> [Direction] Each line that holds the word "styles" is to be identified and copied.

---------- Data listing ----------

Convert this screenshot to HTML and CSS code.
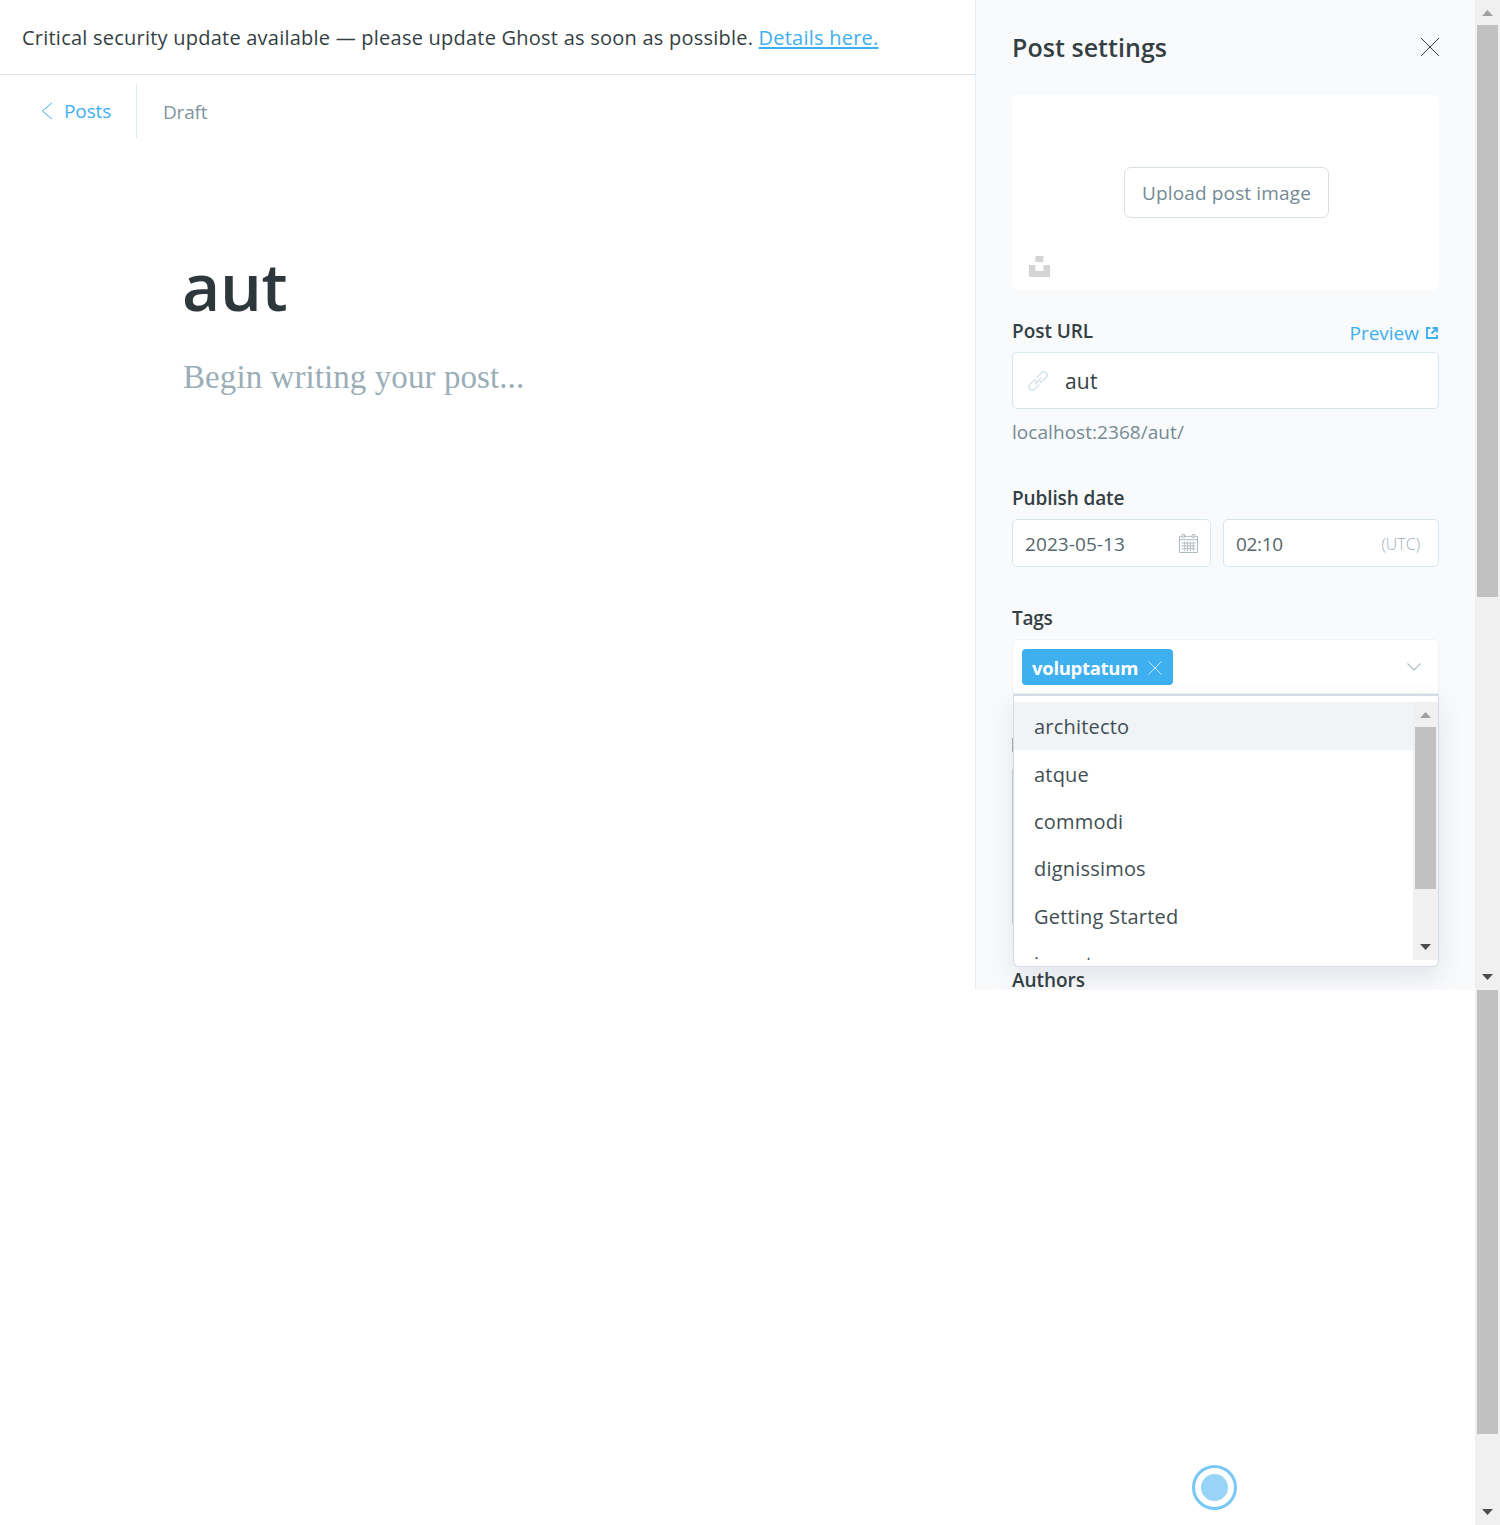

----------
---------- Data listing ----------

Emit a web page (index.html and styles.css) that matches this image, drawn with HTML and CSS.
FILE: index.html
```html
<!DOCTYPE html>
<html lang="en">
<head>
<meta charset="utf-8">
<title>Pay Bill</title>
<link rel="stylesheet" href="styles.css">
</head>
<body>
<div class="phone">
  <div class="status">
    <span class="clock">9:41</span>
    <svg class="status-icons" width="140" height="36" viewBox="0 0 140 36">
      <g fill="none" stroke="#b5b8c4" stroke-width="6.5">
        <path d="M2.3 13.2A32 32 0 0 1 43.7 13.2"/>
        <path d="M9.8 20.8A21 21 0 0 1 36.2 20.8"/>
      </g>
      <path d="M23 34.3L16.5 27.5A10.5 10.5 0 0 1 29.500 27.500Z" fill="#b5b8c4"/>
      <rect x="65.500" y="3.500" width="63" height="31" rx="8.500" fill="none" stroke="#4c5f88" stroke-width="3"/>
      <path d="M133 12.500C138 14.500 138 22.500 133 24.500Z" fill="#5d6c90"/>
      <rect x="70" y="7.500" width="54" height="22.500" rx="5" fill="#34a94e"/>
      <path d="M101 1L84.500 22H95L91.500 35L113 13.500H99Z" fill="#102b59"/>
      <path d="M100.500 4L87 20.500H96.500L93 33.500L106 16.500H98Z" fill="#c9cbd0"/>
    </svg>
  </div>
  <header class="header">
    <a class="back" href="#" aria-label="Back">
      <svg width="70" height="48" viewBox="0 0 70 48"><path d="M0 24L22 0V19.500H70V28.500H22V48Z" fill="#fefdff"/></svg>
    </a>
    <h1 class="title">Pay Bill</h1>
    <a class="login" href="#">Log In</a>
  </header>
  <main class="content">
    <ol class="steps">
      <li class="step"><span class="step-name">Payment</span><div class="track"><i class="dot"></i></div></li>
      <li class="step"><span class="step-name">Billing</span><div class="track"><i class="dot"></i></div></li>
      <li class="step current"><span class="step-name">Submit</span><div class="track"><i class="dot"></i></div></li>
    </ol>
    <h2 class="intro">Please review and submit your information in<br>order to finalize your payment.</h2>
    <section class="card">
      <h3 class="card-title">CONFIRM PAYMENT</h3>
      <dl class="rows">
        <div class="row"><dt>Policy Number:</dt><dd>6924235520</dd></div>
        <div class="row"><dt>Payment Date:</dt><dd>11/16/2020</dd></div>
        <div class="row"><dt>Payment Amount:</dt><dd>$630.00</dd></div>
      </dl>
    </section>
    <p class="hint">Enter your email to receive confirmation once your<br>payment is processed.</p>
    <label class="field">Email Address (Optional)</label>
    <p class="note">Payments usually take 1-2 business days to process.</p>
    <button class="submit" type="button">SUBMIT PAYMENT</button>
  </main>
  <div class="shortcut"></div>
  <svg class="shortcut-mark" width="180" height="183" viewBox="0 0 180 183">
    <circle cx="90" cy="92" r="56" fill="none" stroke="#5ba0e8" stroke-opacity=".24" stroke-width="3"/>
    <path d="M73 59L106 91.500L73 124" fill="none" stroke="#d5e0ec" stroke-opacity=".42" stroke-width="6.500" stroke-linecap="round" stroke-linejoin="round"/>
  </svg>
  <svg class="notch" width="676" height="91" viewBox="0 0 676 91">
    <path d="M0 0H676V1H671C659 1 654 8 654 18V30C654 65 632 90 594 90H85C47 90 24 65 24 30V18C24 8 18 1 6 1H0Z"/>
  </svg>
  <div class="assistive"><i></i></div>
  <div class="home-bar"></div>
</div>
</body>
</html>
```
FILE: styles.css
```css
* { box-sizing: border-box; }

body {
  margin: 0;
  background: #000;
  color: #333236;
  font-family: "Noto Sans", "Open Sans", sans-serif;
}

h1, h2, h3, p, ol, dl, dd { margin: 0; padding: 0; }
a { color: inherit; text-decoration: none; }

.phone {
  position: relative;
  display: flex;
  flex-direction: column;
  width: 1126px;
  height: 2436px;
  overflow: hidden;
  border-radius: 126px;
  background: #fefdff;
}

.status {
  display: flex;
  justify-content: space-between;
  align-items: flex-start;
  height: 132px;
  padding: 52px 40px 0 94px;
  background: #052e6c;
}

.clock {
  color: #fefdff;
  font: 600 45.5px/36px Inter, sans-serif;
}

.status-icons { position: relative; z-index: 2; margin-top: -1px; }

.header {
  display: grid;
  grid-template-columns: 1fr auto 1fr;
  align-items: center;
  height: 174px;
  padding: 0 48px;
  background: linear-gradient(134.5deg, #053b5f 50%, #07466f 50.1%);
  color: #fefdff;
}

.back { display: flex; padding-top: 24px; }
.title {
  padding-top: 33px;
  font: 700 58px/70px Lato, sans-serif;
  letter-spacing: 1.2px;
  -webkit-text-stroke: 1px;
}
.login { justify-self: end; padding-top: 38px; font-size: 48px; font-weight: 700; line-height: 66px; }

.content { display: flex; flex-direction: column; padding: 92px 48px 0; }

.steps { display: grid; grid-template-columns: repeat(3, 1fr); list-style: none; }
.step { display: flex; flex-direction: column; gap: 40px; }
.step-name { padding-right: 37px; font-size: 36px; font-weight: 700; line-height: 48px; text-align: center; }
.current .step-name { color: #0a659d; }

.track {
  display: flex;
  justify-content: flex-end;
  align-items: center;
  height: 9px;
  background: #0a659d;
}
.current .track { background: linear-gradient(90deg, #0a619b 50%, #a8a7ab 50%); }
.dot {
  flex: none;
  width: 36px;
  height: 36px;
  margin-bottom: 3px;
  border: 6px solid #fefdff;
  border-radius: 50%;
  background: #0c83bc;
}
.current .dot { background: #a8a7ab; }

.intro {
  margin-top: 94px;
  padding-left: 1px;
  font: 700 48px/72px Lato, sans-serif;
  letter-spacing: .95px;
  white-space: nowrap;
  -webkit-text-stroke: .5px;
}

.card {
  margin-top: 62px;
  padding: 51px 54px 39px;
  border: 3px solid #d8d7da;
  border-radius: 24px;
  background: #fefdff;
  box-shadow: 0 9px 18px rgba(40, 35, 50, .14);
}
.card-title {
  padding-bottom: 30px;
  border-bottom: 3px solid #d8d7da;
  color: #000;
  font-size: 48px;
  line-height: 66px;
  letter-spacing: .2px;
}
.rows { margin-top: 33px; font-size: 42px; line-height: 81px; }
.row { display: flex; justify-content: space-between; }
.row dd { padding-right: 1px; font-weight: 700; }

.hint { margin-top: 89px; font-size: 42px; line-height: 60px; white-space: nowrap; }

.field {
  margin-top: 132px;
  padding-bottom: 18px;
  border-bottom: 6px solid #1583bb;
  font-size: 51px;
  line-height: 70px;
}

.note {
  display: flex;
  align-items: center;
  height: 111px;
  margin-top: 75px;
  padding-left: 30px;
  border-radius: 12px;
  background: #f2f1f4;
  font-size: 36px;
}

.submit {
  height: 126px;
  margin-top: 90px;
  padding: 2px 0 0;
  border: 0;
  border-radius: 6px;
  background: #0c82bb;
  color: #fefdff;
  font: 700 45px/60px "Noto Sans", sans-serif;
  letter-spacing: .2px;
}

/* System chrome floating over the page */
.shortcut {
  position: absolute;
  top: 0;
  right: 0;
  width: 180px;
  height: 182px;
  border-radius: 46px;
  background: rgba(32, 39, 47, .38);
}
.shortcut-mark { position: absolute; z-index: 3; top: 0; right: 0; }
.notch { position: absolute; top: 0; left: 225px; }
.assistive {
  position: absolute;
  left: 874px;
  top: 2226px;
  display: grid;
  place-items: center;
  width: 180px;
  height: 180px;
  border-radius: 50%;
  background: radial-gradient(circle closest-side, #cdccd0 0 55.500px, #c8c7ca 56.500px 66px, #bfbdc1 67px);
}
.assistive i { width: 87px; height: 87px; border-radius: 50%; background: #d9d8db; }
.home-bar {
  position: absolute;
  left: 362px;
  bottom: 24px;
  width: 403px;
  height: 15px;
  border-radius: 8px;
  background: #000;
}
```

----------

> [Result of the exercise]
Emit a web page (index.html and styles.css) that matches this image, drawn with HTML and CSS.
<link rel="stylesheet" href="styles.css">
FILE: styles.css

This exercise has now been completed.